I did this a lot in the first weeks after losing Aria. I kept looking to the future, wishing for time to hurry past so I could get to a place where I was able to function normally. In the days leading up to Aria’s birthday, I kept wishing I hadn’t done that. I spent a whole year on edge, anxiously waiting for the days to pass. I didn’t really live, I just moved through the motions.

My goal this year is to change that. It’s time for me to stop being in survival mode all the time. I need to force myself to get out and start overcoming my fears. My counselor tried coaxing me out of my bubble six months after losing Aria, but it gave me a ton of anxiety and I realized I simply wasn’t ready yet. Now, the thought of going back into the world is exhilarating and exciting. I feel like I am on the cusp of so much opportunity and that feels really good.

In fact, some things have already changed. I shared on Instagram earlier that we just adopted a dog named Lana. She is a one year old, German Shepherd mix, full of spunk and lots of love. She has already taught me so much more than I thought she would. Sometimes I find myself spending several minutes just watching her sleep. She makes me forget about running errands or cleaning up the house. She reminds me that it’s OK to slow down and enjoy the little things. She’s also done some remarkable things for my grief. It is often said that grief is just love with nowhere to go, and because of Lana I now have somewhere to express some of that love. It’s also much harder to have a bad day when she keeps laying next to me, begging for belly rubs.
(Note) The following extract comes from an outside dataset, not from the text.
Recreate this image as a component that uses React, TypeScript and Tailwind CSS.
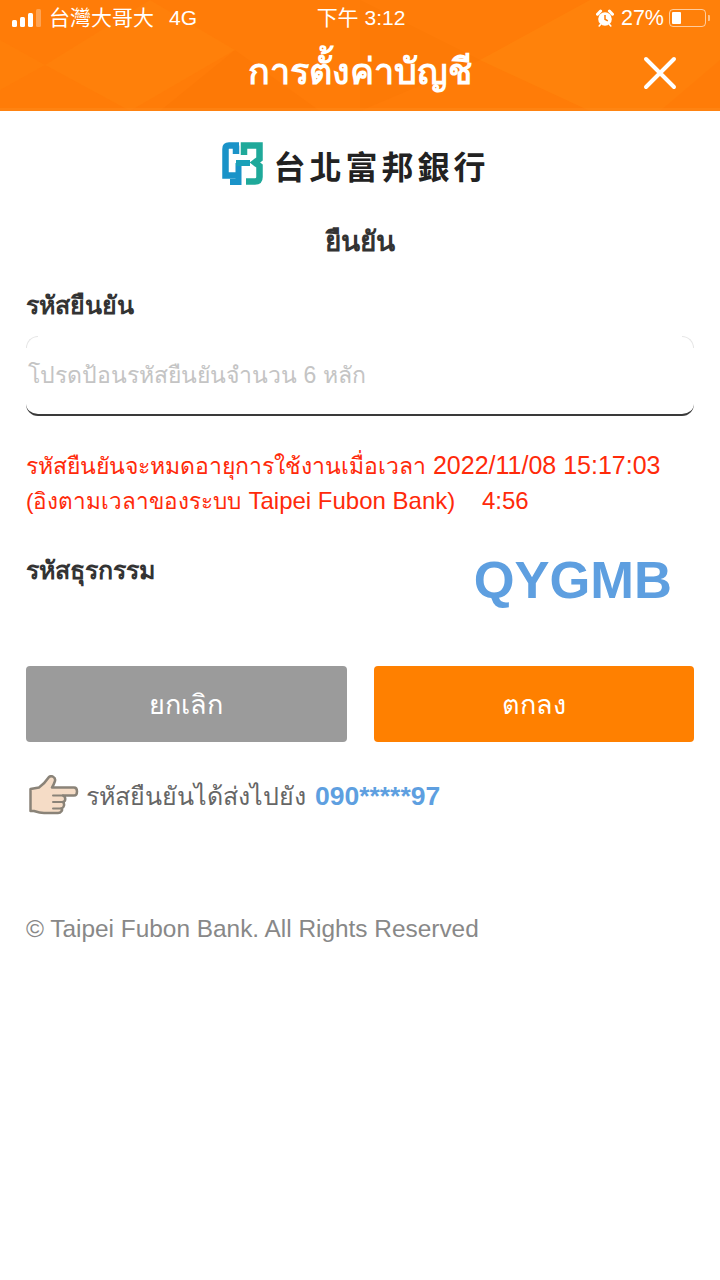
const FONT = "font-['Liberation_Sans','Noto_Sans_CJK_TC',sans-serif]";

function SignalBars() {
  return (
    <div className="flex items-end gap-[3px] h-[18px]">
      <div className="w-[5px] h-[7px] rounded-[1.5px] bg-white" />
      <div className="w-[5px] h-[10px] rounded-[1.5px] bg-white" />
      <div className="w-[5px] h-[14px] rounded-[1.5px] bg-white" />
      <div className="w-[5px] h-[18px] rounded-[1.5px] bg-white/30" />
    </div>
  );
}

function AlarmIcon() {
  return (
    <svg width="18" height="18" viewBox="0 0 18 18" fill="none">
      <circle cx="9" cy="10" r="6.800" fill="white" />
      <path d="M9 6V10.200L11.800 11.800" stroke="#ff7e08" strokeWidth="1.500" />
      <path d="M1.500 5.200L4.600 2M16.500 5.200L13.400 2" stroke="white" strokeWidth="3" strokeLinecap="round" />
      <path d="M4.500 15.500L3.200 17M13.500 15.500L14.800 17" stroke="white" strokeWidth="1.600" strokeLinecap="round" />
    </svg>
  );
}

function Battery() {
  return (
    <div className="flex items-center gap-[2px]">
      <div className="w-[37px] h-[18px] rounded-[4px] border border-white/60 p-[2px]">
        <div className="w-[9px] h-full rounded-[1px] bg-white" />
      </div>
      <div className="w-[2px] h-[6px] rounded-r-[1px] bg-white/50" />
    </div>
  );
}

function HeaderTexture() {
  return (
    <svg className="absolute inset-0" width="720" height="111" viewBox="0 0 720 111">
      <polygon points="0,40 45,65 0,90" fill="#ff8a10" fillOpacity="0.2" />
      <polygon points="45,65 150,0 235,50 130,111" fill="#ff8a10" fillOpacity="0.25" />
      <polygon points="235,50 320,111 160,111" fill="#f56f00" fillOpacity="0.2" />
      <polygon points="480,60 590,0 590,111" fill="#ff9012" fillOpacity="0.35" />
      <polygon points="360,0 480,60 360,111" fill="#f87200" fillOpacity="0.25" />
      <polygon points="590,0 720,0 720,60 660,111 590,111" fill="#ff8a10" fillOpacity="0.25" />
      <rect x="0" y="108" width="720" height="3" fill="#ff8a1a" fillOpacity="0.5" />
    </svg>
  );
}

function StatusBar() {
  return (
    <div className="relative grid grid-cols-3 items-center h-[36px] pl-[12px] pr-[10px] text-[21px] text-white">
      <div className="flex items-center">
        <SignalBars />
        <span className="ml-[8px] whitespace-nowrap">台灣大哥大</span>
        <span className="ml-[15px]">4G</span>
      </div>
      <div className="text-center whitespace-nowrap">下午 3:12</div>
      <div className="flex items-center justify-end">
        <AlarmIcon />
        <span className="ml-[7px] mr-[5px] text-[21.500px]">27%</span>
        <Battery />
      </div>
    </div>
  );
}

function BankLogo() {
  return (
    <div className="flex items-end justify-center gap-[10px] h-[46px] pr-[8px]">
      <svg width="41" height="43" viewBox="0 0 41 43" fill="none">
        <path d="M17 3.500H7Q3.500 3.500 3.500 7V33.500H14" stroke="#1a93c8" strokeWidth="6.500" />
        <path d="M14 3.500V12" stroke="#1a93c8" strokeWidth="6.500" />
        <path d="M16.500 21V40H8" stroke="#1a93c8" strokeWidth="6" />
        <path d="M14 21H28" stroke="#1aa0b8" strokeWidth="6" />
        <path d="M22 13V3.500H37.500V17L33 20.500L37.500 24V35Q37.500 39.500 33 39.500H24" stroke="#1fa99a" strokeWidth="6.500" />
      </svg>
      <span className="text-[32px] leading-[34px] font-bold tracking-[4px] text-[#222] whitespace-nowrap">台北富邦銀行</span>
    </div>
  );
}

function PointingHand() {
  return (
    <svg width="52" height="44" viewBox="0 0 52 44" fill="none">
      <path
        d="M3.500 14L12 12.500C16 9.500 20 5 22 2C24 0 29 2 28 6C27 9 26 11 25 12.500H47C51 12.500 51 20.500 47 20.500H36C39 22 39 26 36 27C38 29 37 33 34.500 33.500C36 35 34 38 31 38H17C13 38 10 37 7 36L3.500 36Z"
        fill="#f5dcc6"
        stroke="#8a8378"
        strokeWidth="2.500"
        strokeLinejoin="round"
      />
      <path d="M26 20.500H36M26 27H36M26 33.500H34" stroke="#8a8378" strokeWidth="2" strokeLinecap="round" />
    </svg>
  );
}

export default function App() {
  return (
    <div className={`${FONT} w-[720px] min-h-[1280px] bg-white`}>
      <header className="relative h-[111px] bg-[#ff7c08] overflow-hidden">
        <HeaderTexture />
        <StatusBar />
        <div className="relative flex items-center justify-center h-[75px] pb-[3px]">
          <h1 className="text-[36px] font-bold text-white leading-none">การตั้งค่าบัญชี</h1>
          <svg className="absolute right-[43px] top-[20px]" width="34" height="34" viewBox="0 0 34 34" fill="none">
            <path d="M3 3L31 31M31 3L3 31" stroke="white" strokeWidth="4" strokeLinecap="round" />
          </svg>
        </div>
      </header>

      <main className="px-[26px]">
        <div className="pt-[28px]">
          <BankLogo />
        </div>
        <h2 className="mt-[37px] text-center text-[28px] leading-[40px] font-bold text-[#333]">ยืนยัน</h2>
        <label className="block mt-[25px] text-[25px] leading-[36px] font-bold text-[#333]">รหัสยืนยัน</label>
        <div className="relative mt-[13px] h-[80px] rounded-[12px] border-b-2 border-[#3a3a3a] flex items-center px-[2px]">
          <div className="absolute left-0 top-0 w-[12px] h-[12px] rounded-tl-[12px] border-l border-t border-[#e6e6e6]" />
          <div className="absolute right-0 top-0 w-[12px] h-[12px] rounded-tr-[12px] border-r border-t border-[#e6e6e6]" />
          <span className="text-[23px] text-[#c4c4c4]">โปรดป้อนรหัสยืนยันจำนวน 6 หลัก</span>
        </div>

        <div className="mt-[31px] text-[25px] leading-[36px] text-[#ff2a0a]">
          <p className="whitespace-nowrap">
            <span className="text-[23px]">รหัสยืนยันจะหมดอายุการใช้งานเมื่อเวลา</span> 2022/11/08 15:17:03
          </p>
          <p className="-mt-[2px] whitespace-pre">
            <span className="text-[22.500px]">(อิงตามเวลาของระบบ</span> <span className="text-[24px]">Taipei Fubon Bank)    4:56</span>
          </p>
        </div>

        <div className="mt-[30px] flex items-start justify-between">
          <span className="pt-[2px] text-[25px] leading-[36px] font-bold text-[#333]">รหัสธุรกรรม</span>
          <span className="mr-[22px] text-[52.500px] leading-[60px] font-bold text-[#5e9fe0]">QYGMB</span>
        </div>

        <div className="mt-[56px] grid grid-cols-2 gap-[27px]">
          <button className="h-[76px] pt-[3px] rounded-[4px] bg-[#9b9b9b] text-[27px] text-white">ยกเลิก</button>
          <button className="h-[76px] pt-[3px] rounded-[4px] bg-[#ff8000] text-[27px] text-white">ตกลง</button>
        </div>

        <div className="mt-[33px] flex items-center gap-[7px] pl-[1px]">
          <PointingHand />
          <span className="text-[25px] text-[#666]">
            รหัสยืนยันได้ส่งไปยัง <span className="ml-[2px] text-[26.500px] font-bold text-[#5e9fe0]">090*****97</span>
          </span>
        </div>

        <p className="mt-[92px] text-[24.400px] leading-[36px] text-[#888]">© Taipei Fubon Bank. All Rights Reserved</p>
      </main>
    </div>
  );
}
I didn’t anticipate Lana joining our family when we rang in 2017. In fact, I was pretty against getting a dog because I am such a clean freak. But Brian did a lot of convincing, and meeting Lana allowed me to open my heart. I am wondering, “what’s next?” But I am going to do my best to just be still and wait. Most of our biggest gifts aren’t things we can predict anyways.


Overcoming our differences in grief

Our differences are what make us unique and special. Our differences are important, and make life interesting. They make life more meaningful.

But sometimes, our differences can really divide us. They can cause arguments, and even full blown wars.

Lately, I’ve been wishing the rest of the world was a little more like me. I’m very open about my journey with grief. I tell people when I am hurting in a very public way, both on my blog and social media accounts. I share these things for a lot of reasons, but mostly because it keeps Aria’s memory alive. But not everyone is this vocal, and sometimes it can be really hard on me.

When I’m really upset, or missing Aria so much that I’m drowning in my emotions, I almost always text, call, or speak with someone. I do this so that I always have a support person to help pull me out of the darkness, or prevent me from falling in too deep. This is a really important process for me.

But not everyone is like this. Many people tend to grieve silently, so they don’t often send us a text that says “I thought of Aria today” or “I cried today.” I think people assume that telling us about their overwhelming moments, and the tears they shed will break us down even more. But truthfully, it would help us a lot.

First, it reminds us that we aren’t the only people who think of our daughter on a daily basis. We can’t read minds, so we don’t know unless someone tells us. And when they do, it makes my heart sing. I love knowing the ways our sweet little girl has impacted other people’s lives. I love knowing that her presence on this earth continues for more than just Brian and I.

Second, if someone were to tell us they missed her so much that they shed a few tears, we would feel less alone in our grief. Of course, we don’t want everyone around us to be sad, but it is really nice to know we aren’t the only ones grieving this loss. Which again, we just don’t know unless we are reminded.

Over the last six and a half months, people have often said “let us know if you need anything!” And it’s so frustrating because I almost never know how to respond. I will likely never say “I’m having a hard day, can you come do my laundry?” But I have a response now. All we really need is to know that people still have a relationship with our sweet little girl.